Working Papers

Do Refugees Cause Crime?

No.

1470

Publisher

ERF

Date

April, 2021

Topic

K4. Legal Procedure, the Legal System, and Illegal Behavior

J6. Mobility, Unemployment, Vacancies, and Immigrant Workers

F2. International Factor Movements and International Business

The impact of immigration on crime continues to stir heated debates in public policy circles around the world whilst surveys indicate that host societies favor mitigating measures because they are concerned of what they perceive as an impingement on their security with each new wave of migration inflow. Whether there is any truth to such perceptions, however, remains a mystery for the case of developing countries since causal evidence is extremely limited. That those countries host the overwhelming majority of the global refugee population makes it paramount for researchers to supply the missing scientific link.
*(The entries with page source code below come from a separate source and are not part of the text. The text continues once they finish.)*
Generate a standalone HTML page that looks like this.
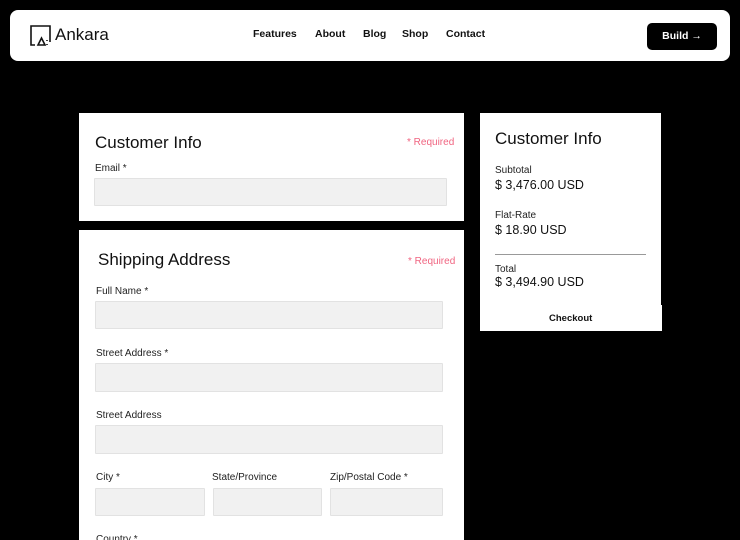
<!DOCTYPE html>
<html><head><meta charset="utf-8"><style>
*{margin:0;padding:0;box-sizing:border-box}
html,body{width:740px;height:540px;overflow:hidden}
body{background:#000;position:relative;font-family:"Liberation Sans",sans-serif;color:#111}
.a{position:absolute}
.nav{left:10px;top:10px;width:720px;height:51px;background:#fff;border-radius:8px}
.nl{font-size:10.5px;font-weight:bold;top:28px}
.w{background:#fff}
.in{background:#f1f1f1;border:1px solid #e2e2e2;border-radius:1px}
.lb{font-size:10px;color:#222}
.req{font-size:10px;color:#f06480}
.h{font-size:17px;color:#111}
</style></head><body>
<div class="a nav"></div>
<svg class="a" style="left:30px;top:25px" width="22" height="22" viewBox="0 0 22 22" fill="none" stroke="#111" stroke-width="1.6"><path d="M5 20H1V1H20V17"/><path d="M8 20L11.5 13L15 20Z"/><path d="M17 19v1M17 15v1"/></svg>
<div class="a" style="left:55px;top:25px;font-size:17px;color:#111">Ankara</div>
<div class="a nl" style="left:253px">Features</div>
<div class="a nl" style="left:315px">About</div>
<div class="a nl" style="left:363px">Blog</div>
<div class="a nl" style="left:402px">Shop</div>
<div class="a nl" style="left:446px">Contact</div>
<div class="a" style="left:647px;top:23px;width:70px;height:27px;background:#000;border-radius:5px;color:#fff;font-size:10.5px;font-weight:bold;text-align:center;line-height:26px">Build →</div>

<div class="a w" style="left:79px;top:113px;width:385px;height:108px"></div>
<div class="a h" style="left:95px;top:133px">Customer Info</div>
<div class="a req" style="left:407px;top:137px">* Required</div>
<div class="a lb" style="left:95px;top:163px">Email *</div>
<div class="a in" style="left:94px;top:178px;width:353px;height:28px"></div>

<div class="a w" style="left:79px;top:230px;width:385px;height:320px"></div>
<div class="a h" style="left:98px;top:250px">Shipping Address</div>
<div class="a req" style="left:408px;top:256px">* Required</div>
<div class="a lb" style="left:96px;top:286px">Full Name *</div>
<div class="a in" style="left:95px;top:301px;width:348px;height:28px"></div>
<div class="a lb" style="left:96px;top:348px">Street Address *</div>
<div class="a in" style="left:95px;top:363px;width:348px;height:29px"></div>
<div class="a lb" style="left:96px;top:410px">Street Address</div>
<div class="a in" style="left:95px;top:425px;width:348px;height:29px"></div>
<div class="a lb" style="left:96px;top:472px">City *</div>
<div class="a lb" style="left:212px;top:472px">State/Province</div>
<div class="a lb" style="left:330px;top:472px">Zip/Postal Code *</div>
<div class="a in" style="left:95px;top:488px;width:110px;height:28px"></div>
<div class="a in" style="left:213px;top:488px;width:109px;height:28px"></div>
<div class="a in" style="left:330px;top:488px;width:113px;height:28px"></div>
<div class="a lb" style="left:96px;top:534px">Country *</div>

<div class="a w" style="left:480px;top:113px;width:181px;height:217px"></div>
<div class="a w" style="left:480px;top:305px;width:182px;height:26px"></div>
<div class="a h" style="left:495px;top:129px">Customer Info</div>
<div class="a lb" style="left:495px;top:165px">Subtotal</div>
<div class="a" style="left:495px;top:178px;font-size:12.5px">$ 3,476.00 USD</div>
<div class="a lb" style="left:495px;top:210px">Flat-Rate</div>
<div class="a" style="left:495px;top:223px;font-size:12.5px">$ 18.90 USD</div>
<div class="a" style="left:495px;top:254px;width:151px;height:1px;background:#999"></div>
<div class="a lb" style="left:495px;top:264px">Total</div>
<div class="a" style="left:495px;top:275px;font-size:12.5px">$ 3,494.90 USD</div>
<div class="a" style="left:549px;top:313px;font-size:9.5px;font-weight:bold">Checkout</div>
</body></html>
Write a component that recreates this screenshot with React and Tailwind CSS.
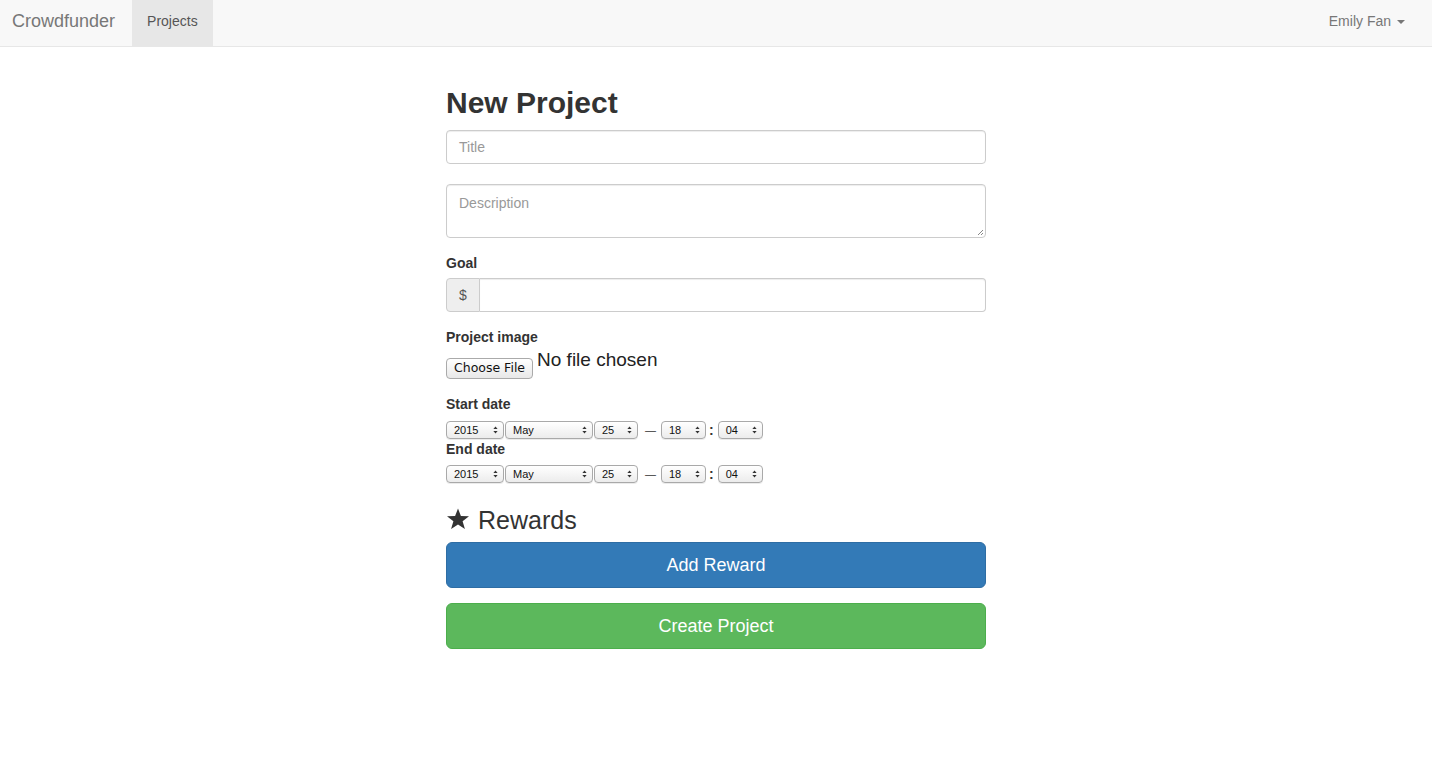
import React from "react";

function Arrows() {
  return (
    <svg width="5" height="8" viewBox="0 0 5 8" className="shrink-0">
      <path d="M2.5 0.5 L4.6 3 L0.4 3 Z" fill="#333" />
      <path d="M2.5 7.5 L4.6 5 L0.4 5 Z" fill="#333" />
    </svg>
  );
}

function Sel({ w, label }) {
  return (
    <div
      className="h-[18px] border border-[#a9a9a9] rounded-[4px] bg-gradient-to-b from-white to-[#ececec] flex items-center justify-between pl-[7px] pr-[5px] text-[11px] text-[#111] shadow-[0_1px_0_rgba(0,0,0,0.08)]"
      style={{ width: w }}
    >
      <span className="leading-none">{label}</span>
      <Arrows />
    </div>
  );
}

function DateRow() {
  return (
    <div className="flex items-center h-[18px]">
      <Sel w={58} label="2015" />
      <div className="w-[1px]" />
      <Sel w={88} label="May" />
      <div className="w-[1px]" />
      <Sel w={44} label="25" />
      <span className="ml-[7px] mr-[5px] text-[11px] text-[#333] leading-none">—</span>
      <Sel w={45} label="18" />
      <span className="ml-[3px] mr-[4px] text-[14px] text-[#333] font-bold leading-none">:</span>
      <Sel w={45} label="04" />
    </div>
  );
}

export default function App() {
  return (
    <div className="min-h-[768px] bg-white text-[#333] text-[14px]" style={{ fontFamily: '"Liberation Sans", Arial, sans-serif' }}>
      <nav className="h-[47px] bg-[#f8f8f8] border-b border-[#e7e7e7] flex items-stretch">
        <div className="flex items-center pb-[3px] pl-[12px] pr-[17px] text-[18px] text-[#777]">Crowdfunder</div>
        <div className="flex items-center pb-[3px] px-[15px] bg-[#e7e7e7] text-[#555] text-[14px]">Projects</div>
        <div className="flex-1" />
        <div className="flex items-center pb-[3px] pr-[27px] text-[#777] text-[14px]">
          Emily Fan
          <svg width="8" height="4" viewBox="0 0 8 4" className="ml-[6px]">
            <path d="M0 0 L8 0 L4 4 Z" fill="#777" />
          </svg>
        </div>
      </nav>

      <div className="w-[540px] mx-auto pt-[38px]">
        <h1 className="text-[30px] font-bold leading-[36px] mb-[9px] text-[#333]">New Project</h1>

        <div className="h-[34px] border border-[#ccc] rounded-[4px] px-[12px] flex items-center text-[#999] shadow-[inset_0_1px_1px_rgba(0,0,0,0.075)]">
          Title
        </div>

        <div className="mt-[20px] h-[54px] border border-[#ccc] rounded-[4px] px-[12px] pt-[8px] text-[#999] shadow-[inset_0_1px_1px_rgba(0,0,0,0.075)] relative">
          Description
          <svg width="7" height="7" viewBox="0 0 7 7" className="absolute right-[1px] bottom-[1px]">
            <path d="M6 1 L1 6 M6 4 L4 6" stroke="#888" strokeWidth="1" />
          </svg>
        </div>

        <div className="mt-[15px] font-bold leading-[20px]">Goal</div>
        <div className="mt-[5px] h-[34px] flex">
          <div className="w-[34px] bg-[#eee] border border-[#ccc] rounded-l-[4px] flex items-center justify-center text-[#555]">$</div>
          <div className="flex-1 border border-l-0 border-[#ccc] rounded-r-[4px] shadow-[inset_0_1px_1px_rgba(0,0,0,0.075)]" />
        </div>

        <div className="mt-[15px] font-bold leading-[20px]">Project image</div>
        <div className="mt-[1px] flex items-start">
          <div className="mt-[10px] h-[21px] px-[7px] border border-[#aaa] rounded-[4px] bg-gradient-to-b from-white to-[#e8e8e8] flex items-center text-[#111]" style={{ fontFamily: '"DejaVu Sans", sans-serif', fontSize: '12.5px' }}>
            Choose File
          </div>
          <span className="ml-[4px] text-[19px] leading-[24px] text-[#222]">No file chosen</span>
        </div>

        <div className="mt-[15px] font-bold leading-[20px]">Start date</div>
        <div className="mt-[7px]"><DateRow /></div>
        <div className="mt-[0px] font-bold leading-[20px]">End date</div>
        <div className="mt-[6px]"><DateRow /></div>

        <div className="mt-[23px] flex items-center text-[25px] leading-[28px] text-[#333]">
          <svg width="24" height="24" viewBox="0 0 24 24" className="mr-[8px] mb-[3px]">
            <path d="M12 1.5 L14.9 9 L23 9.2 L16.6 14.2 L18.9 22 L12 17.5 L5.1 22 L7.4 14.2 L1 9.2 L9.1 9 Z" fill="#333" />
          </svg>
          Rewards
        </div>

        <div className="mt-[8px] h-[46px] bg-[#337ab7] border border-[#2e6da4] rounded-[6px] flex items-center justify-center text-white text-[18px]">
          Add Reward
        </div>
        <div className="mt-[15px] h-[46px] bg-[#5cb85c] border border-[#4cae4c] rounded-[6px] flex items-center justify-center text-white text-[18px]">
          Create Project
        </div>
      </div>
    </div>
  );
}
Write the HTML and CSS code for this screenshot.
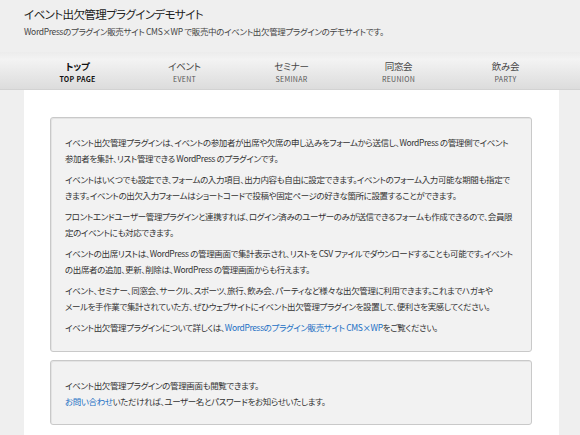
FILE: index.html
```html
<!DOCTYPE html>
<html lang="ja">
<head>
<meta charset="utf-8">
<title>イベント出欠管理プラグインデモサイト</title>
<link rel="stylesheet" href="styles.css">
</head>
<body>
<div class="page">
  <header class="header">
    <h1 class="site-title">イベント出欠管理プラグインデモサイト</h1>
    <p class="site-desc">WordPressのプラグイン販売サイト CMS×WP で販売中のイベント出欠管理プラグインのデモサイトです。</p>
  </header>
  <nav class="nav">
    <a class="nav-item current" href="#"><span class="nav-ja">トップ</span><span class="nav-en">TOP PAGE</span></a>
    <a class="nav-item" href="#"><span class="nav-ja">イベント</span><span class="nav-en">EVENT</span></a>
    <a class="nav-item" href="#"><span class="nav-ja">セミナー</span><span class="nav-en">SEMINAR</span></a>
    <a class="nav-item" href="#"><span class="nav-ja">同窓会</span><span class="nav-en">REUNION</span></a>
    <a class="nav-item" href="#"><span class="nav-ja">飲み会</span><span class="nav-en">PARTY</span></a>
  </nav>
  <main class="content">
    <section class="box">
      <p>イベント出欠管理プラグインは、イベントの参加者が出席や欠席の申し込みをフォームから送信し、WordPress の管理側でイベント<br>参加者を集計、リスト管理できる WordPress のプラグインです。</p>
      <p>イベントはいくつでも設定でき、フォームの入力項目、出力内容も自由に設定できます。イベントのフォーム入力可能な期間も指定で<br>きます。イベントの出欠入力フォームはショートコードで投稿や固定ページの好きな箇所に設置することができます。</p>
      <p>フロントエンドユーザー管理プラグインと連携すれば、ログイン済みのユーザーのみが送信できるフォームも作成できるので、会員限<br>定のイベントにも対応できます。</p>
      <p>イベントの出席リストは、WordPress の管理画面で集計表示され、リストを CSV ファイルでダウンロードすることも可能です。イベント<br>の出席者の追加、更新、削除は、WordPress の管理画面からも行えます。</p>
      <p>イベント、セミナー、同窓会、サークル、スポーツ、旅行、飲み会、パーティなど様々な出欠管理に利用できます。これまでハガキや<br>メールを手作業で集計されていた方、ぜひウェブサイトにイベント出欠管理プラグインを設置して、便利さを実感してください。</p>
      <p>イベント出欠管理プラグインについて詳しくは、<a href="#">WordPressのプラグイン販売サイト CMS×WP</a>をご覧ください。</p>
    </section>
    <section class="box">
      <p class="tight">イベント出欠管理プラグインの管理画面も閲覧できます。<br><a href="#">お問い合わせ</a>いただければ、ユーザー名とパスワードをお知らせいたします。</p>
    </section>
  </main>
</div>
</body>
</html>
```

FILE: styles.css
```css
html, body {
  margin: 0;
  padding: 0;
}
body {
  background: #efefef;
  color: #333;
  font-family: "Noto Sans CJK JP", "Noto Sans", sans-serif;
  font-feature-settings: "palt";
  height: 435px;
  overflow: hidden;
}
a {
  color: #1a6fc4;
  text-decoration: none;
}
.page {
  width: 535px;
  margin-left: 24px;
}
.header {
  height: 52px;
  padding-top: 5px;
  box-sizing: border-box;
}
.site-title {
  margin: 0;
  font-size: 11.5px;
  letter-spacing: -0.6px;
  font-weight: normal;
  line-height: 18px;
  color: #222;
}
.site-desc {
  margin: 0;
  font-size: 8.5px;
  letter-spacing: -0.35px;
  line-height: 16px;
  color: #444;
}
.nav {
  display: grid;
  grid-template-columns: repeat(5, 1fr);
  height: 38px;
  margin-left: -24px;
  margin-right: -21px;
  padding: 0 21px 0 24px;
  background: linear-gradient(#ececec, #f3f3f3 20%, #dcdcdc);
  border-bottom: 1px solid #d2d2d2;
  box-sizing: border-box;
}
.nav-item {
  display: flex;
  flex-direction: column;
  align-items: center;
  padding-top: 8px;
  color: #444;
}
.nav-ja {
  font-size: 9.5px;
  letter-spacing: -0.3px;
  line-height: 13px;
}
.nav-en {
  font-size: 7px;
  line-height: 12px;
  letter-spacing: 0.3px;
  color: #555;
}
.current .nav-ja,
.current .nav-en {
  font-weight: bold;
  color: #111;
}
.content {
  background: #fff;
  padding: 27px 27px 12px 26px;
  min-height: 400px;
}
.box {
  background: #f2f2f2;
  border: 1px solid #c9c9c9;
  border-radius: 3px;
  padding: 16px 14px 11px;
  margin-bottom: 8px;
  box-shadow: inset 1px 1px 0 #e4e4e4;
}
.box p {
  margin: 0 0 5px;
  font-size: 8.5px;
  letter-spacing: -0.38px;
  line-height: 16px;
  white-space: nowrap;
}
.box p.tight {
  margin: 0 0 4px;
}
```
Propelled by the magnitude of this need, this paper analyzes the impact of refugees on crime rates using the case of Turkey that hosts the world’s largest refugee population within any national borders. In doing so, it uses instrumental variables, Difference-in-Differences (DiD) and Staggered DiD methods to explain if the war-fleeing Syrian refugees pushed Turkey’s crime rates higher both in the short and the long-run. Controlling for various time-varying characteristics of provinces and presenting a battery of robustness checks against various identification threats, its findings show either null or negative effects of refugees on the incidence of criminal activity in the country.
Do Refugees Cause Crime?

Research Associates

Aysegul Kayaoglu

Associate Professor of Economics, Department of Economics,...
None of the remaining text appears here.